The contrast is jarring. This was the player compared to the most dominant midfield drivers of the Premier League era. Now he is forced to prove his fitness, his sharpness, his hunger, to a market that has already moved on to the next big thing.

Football doesn’t wait. It barely looks back.

The thin line between genius and waste

Buck has seen this kind of raw, almost unfair talent before. At QPR, he trained daily with Adel Taarabt, another footballer whose ability felt like it belonged in a different category entirely.

“I got to see Adel Taarabt up close, and he was just a monster. He is the best player that I have ever seen up close and personal. It was just ridiculous,” Buck recalled. “He was absolutely insane. Nutmegs, it was just for fun. Nothing you can do about it, don’t even try. It’s going to happen.”

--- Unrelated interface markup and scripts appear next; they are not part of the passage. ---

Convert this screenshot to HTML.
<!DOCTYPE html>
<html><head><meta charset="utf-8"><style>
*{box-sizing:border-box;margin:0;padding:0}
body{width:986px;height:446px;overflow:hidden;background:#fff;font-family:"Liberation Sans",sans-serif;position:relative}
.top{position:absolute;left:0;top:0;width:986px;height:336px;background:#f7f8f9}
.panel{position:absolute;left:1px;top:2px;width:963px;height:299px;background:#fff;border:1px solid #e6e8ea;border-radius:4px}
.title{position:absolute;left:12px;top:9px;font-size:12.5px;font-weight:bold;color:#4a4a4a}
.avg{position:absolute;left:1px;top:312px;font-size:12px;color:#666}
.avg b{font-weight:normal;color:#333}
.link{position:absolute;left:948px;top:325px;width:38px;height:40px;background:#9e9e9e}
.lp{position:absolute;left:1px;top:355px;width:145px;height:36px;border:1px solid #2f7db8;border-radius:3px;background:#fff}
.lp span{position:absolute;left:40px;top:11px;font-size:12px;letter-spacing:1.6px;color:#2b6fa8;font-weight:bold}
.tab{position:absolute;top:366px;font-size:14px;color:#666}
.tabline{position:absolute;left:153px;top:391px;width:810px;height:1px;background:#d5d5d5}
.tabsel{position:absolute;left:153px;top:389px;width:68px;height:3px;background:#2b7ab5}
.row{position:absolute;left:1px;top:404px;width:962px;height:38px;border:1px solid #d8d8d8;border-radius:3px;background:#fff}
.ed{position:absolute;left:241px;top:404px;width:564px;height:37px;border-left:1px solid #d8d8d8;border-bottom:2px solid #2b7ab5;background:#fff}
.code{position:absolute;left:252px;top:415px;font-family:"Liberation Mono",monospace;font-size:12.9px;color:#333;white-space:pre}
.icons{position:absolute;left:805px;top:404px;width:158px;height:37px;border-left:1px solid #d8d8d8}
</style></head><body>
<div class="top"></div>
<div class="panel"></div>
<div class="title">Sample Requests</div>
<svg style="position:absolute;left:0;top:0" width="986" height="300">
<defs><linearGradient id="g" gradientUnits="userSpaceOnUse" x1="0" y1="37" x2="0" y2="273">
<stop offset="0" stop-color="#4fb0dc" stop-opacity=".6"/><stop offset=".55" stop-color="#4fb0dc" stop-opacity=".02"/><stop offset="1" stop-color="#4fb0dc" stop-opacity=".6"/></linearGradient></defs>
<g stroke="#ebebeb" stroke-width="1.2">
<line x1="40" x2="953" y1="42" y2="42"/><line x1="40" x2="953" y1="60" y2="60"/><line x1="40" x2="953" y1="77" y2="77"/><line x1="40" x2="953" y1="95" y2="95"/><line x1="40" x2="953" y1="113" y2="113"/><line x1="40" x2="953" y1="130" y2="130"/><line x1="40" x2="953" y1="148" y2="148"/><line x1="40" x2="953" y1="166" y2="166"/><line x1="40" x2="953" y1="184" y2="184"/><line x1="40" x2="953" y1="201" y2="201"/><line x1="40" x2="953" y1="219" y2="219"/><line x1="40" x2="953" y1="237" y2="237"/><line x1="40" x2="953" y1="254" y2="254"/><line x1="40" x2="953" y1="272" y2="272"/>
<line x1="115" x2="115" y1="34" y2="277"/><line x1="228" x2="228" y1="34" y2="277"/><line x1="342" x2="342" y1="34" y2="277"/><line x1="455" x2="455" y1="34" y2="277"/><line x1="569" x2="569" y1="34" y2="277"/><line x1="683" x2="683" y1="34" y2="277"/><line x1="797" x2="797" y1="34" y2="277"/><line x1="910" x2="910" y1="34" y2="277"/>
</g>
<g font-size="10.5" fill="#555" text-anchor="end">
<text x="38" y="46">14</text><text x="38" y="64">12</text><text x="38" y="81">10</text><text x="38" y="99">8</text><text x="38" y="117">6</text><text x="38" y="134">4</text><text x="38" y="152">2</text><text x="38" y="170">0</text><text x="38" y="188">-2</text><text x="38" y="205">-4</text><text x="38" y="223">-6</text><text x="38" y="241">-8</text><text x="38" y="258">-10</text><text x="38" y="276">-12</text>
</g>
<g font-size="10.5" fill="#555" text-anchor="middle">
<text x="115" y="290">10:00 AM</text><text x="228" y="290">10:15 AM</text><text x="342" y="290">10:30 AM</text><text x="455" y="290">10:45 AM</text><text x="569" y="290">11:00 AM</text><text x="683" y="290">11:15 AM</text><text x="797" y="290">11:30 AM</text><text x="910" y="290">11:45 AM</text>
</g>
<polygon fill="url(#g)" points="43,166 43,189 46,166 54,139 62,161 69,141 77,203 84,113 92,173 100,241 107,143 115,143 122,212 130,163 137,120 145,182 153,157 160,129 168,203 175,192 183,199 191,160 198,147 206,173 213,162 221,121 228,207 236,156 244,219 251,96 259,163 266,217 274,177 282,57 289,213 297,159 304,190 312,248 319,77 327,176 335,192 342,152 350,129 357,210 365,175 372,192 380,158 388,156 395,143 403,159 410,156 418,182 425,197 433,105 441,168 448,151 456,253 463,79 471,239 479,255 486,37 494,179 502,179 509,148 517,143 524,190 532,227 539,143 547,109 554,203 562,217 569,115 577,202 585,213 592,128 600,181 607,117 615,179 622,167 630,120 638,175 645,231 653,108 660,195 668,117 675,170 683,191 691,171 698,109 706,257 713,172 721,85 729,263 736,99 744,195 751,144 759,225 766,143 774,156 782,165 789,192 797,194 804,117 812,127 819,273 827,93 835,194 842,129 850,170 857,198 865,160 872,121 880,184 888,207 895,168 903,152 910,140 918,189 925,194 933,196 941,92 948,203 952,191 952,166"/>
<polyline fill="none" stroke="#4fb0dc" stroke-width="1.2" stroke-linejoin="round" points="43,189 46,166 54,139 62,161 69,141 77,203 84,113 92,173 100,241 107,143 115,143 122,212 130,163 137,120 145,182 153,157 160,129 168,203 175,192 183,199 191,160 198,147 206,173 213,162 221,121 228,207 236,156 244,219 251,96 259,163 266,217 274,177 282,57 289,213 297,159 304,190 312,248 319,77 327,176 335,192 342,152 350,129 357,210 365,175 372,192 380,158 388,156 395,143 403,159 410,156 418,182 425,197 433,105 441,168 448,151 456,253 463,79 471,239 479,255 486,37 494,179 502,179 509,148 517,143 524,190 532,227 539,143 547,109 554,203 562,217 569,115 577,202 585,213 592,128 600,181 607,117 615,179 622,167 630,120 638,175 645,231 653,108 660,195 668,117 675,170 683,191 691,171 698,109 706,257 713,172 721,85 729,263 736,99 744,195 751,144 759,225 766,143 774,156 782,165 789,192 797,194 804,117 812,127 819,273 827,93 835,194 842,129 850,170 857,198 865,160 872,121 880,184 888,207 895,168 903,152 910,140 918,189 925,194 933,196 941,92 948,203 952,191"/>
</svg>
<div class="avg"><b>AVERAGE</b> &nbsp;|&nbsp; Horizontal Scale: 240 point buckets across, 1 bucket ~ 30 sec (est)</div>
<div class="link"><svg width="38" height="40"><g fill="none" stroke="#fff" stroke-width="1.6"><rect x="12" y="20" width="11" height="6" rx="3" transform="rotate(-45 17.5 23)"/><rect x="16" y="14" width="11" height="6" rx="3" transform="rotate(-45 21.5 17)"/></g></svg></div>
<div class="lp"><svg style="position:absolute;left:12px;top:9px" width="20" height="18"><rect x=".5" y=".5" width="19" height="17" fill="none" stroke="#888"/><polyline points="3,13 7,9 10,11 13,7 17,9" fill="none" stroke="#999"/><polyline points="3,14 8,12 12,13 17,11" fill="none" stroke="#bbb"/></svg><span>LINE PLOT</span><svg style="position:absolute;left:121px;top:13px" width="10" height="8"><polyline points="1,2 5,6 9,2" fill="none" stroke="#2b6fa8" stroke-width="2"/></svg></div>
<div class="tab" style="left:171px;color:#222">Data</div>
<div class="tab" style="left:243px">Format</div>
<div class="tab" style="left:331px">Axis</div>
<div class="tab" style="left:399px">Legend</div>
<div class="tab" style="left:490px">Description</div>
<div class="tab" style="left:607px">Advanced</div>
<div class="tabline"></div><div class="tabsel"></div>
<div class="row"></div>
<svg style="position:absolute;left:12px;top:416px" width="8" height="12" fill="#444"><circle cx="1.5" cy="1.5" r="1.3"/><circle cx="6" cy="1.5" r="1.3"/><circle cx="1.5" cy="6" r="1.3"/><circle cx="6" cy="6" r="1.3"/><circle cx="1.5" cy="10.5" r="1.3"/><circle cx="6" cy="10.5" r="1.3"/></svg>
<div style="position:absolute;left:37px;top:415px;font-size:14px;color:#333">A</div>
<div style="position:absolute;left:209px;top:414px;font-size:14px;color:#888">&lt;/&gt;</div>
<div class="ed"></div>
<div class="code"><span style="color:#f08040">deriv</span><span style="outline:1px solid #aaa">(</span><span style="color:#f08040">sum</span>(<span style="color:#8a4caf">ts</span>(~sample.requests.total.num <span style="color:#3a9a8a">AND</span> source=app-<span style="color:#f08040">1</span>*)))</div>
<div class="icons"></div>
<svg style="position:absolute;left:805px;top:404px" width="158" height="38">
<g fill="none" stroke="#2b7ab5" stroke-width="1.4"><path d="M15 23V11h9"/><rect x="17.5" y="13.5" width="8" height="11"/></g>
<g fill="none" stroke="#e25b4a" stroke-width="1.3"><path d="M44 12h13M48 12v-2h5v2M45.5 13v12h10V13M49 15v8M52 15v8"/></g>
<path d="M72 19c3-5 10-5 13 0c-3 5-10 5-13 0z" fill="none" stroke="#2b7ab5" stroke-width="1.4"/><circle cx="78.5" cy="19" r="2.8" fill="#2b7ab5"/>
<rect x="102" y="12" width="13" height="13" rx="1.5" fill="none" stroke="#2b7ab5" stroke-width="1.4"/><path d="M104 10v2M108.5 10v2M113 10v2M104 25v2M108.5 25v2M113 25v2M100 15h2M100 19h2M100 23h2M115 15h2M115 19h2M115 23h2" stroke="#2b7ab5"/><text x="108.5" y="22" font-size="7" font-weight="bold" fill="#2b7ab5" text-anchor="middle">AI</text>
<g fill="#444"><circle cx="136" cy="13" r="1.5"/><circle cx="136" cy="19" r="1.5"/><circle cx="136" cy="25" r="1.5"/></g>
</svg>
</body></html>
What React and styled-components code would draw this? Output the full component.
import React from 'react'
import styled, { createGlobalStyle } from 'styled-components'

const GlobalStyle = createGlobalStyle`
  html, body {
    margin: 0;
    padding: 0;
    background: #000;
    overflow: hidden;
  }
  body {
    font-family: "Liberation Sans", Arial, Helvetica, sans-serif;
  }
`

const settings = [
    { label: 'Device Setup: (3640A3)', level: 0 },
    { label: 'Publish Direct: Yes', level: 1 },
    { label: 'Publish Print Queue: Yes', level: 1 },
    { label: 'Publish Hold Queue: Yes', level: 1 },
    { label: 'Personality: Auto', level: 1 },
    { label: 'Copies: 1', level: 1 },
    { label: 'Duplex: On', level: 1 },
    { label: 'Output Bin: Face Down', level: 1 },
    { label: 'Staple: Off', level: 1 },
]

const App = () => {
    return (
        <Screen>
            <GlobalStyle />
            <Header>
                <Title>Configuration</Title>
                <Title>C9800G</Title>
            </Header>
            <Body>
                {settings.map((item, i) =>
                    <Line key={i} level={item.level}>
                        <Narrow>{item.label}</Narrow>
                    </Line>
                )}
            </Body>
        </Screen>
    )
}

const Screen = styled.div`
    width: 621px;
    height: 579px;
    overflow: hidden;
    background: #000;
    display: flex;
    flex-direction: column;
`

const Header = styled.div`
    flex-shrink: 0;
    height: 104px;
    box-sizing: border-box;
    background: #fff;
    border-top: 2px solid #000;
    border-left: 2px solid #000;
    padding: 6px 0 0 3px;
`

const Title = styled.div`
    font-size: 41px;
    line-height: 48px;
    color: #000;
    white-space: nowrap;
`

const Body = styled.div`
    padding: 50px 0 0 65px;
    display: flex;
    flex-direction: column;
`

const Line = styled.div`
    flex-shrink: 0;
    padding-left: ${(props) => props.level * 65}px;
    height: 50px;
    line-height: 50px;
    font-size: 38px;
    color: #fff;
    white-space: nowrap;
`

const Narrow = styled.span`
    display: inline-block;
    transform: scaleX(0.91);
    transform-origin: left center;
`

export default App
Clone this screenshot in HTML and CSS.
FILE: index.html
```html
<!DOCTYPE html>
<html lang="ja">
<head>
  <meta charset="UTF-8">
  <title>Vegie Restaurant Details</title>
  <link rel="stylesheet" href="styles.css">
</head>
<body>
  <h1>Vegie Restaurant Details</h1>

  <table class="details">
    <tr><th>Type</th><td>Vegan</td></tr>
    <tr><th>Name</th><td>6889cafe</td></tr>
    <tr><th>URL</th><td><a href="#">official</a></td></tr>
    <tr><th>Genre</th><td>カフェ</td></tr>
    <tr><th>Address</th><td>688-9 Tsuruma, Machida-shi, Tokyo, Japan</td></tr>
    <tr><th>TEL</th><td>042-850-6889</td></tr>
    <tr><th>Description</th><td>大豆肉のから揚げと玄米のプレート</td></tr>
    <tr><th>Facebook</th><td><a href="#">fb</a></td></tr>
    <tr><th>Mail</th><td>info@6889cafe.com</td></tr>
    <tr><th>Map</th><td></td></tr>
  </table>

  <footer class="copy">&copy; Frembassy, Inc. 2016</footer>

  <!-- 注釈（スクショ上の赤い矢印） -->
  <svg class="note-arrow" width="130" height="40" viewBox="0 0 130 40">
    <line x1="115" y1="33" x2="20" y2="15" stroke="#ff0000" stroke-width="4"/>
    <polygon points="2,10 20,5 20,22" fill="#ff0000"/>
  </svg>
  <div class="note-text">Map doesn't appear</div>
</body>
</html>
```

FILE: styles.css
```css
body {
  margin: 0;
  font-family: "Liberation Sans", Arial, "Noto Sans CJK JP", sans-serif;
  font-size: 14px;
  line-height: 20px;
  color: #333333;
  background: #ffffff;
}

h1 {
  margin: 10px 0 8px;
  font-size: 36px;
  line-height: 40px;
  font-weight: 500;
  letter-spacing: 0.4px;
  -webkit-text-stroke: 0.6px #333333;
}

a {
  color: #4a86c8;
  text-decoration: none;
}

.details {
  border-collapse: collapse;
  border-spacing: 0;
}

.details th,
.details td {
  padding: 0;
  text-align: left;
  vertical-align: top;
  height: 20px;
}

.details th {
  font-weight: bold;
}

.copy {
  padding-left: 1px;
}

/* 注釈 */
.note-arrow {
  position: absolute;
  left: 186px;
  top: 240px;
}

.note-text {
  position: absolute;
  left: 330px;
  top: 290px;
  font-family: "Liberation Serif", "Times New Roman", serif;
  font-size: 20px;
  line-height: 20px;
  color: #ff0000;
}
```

Defenders could only make bad choices. Stand off and he’d shoot. Get tight and he’d embarrass you. “The best thing you can do is stay three feet away from him, then he just shoots and scores, so it’s lose, lose,” Buck said. At QPR, they joked they had their own Ronaldinho in camp, “just doing Ronaldinho-type stuff. It was nuts!”

Taarabt, like Alli, showed that the gap between world-class talent and a world-class career is wider than it looks from the stands. Genius on the training pitch doesn’t guarantee a straight line to the top. It rarely does.

Which leaves the question hanging over Alli now. The teenager who glided through youth games, the Spurs star who once owned Wembley nights, the free agent at 30. Is there one more run from box to box left in him, or has football already watched his last real surge?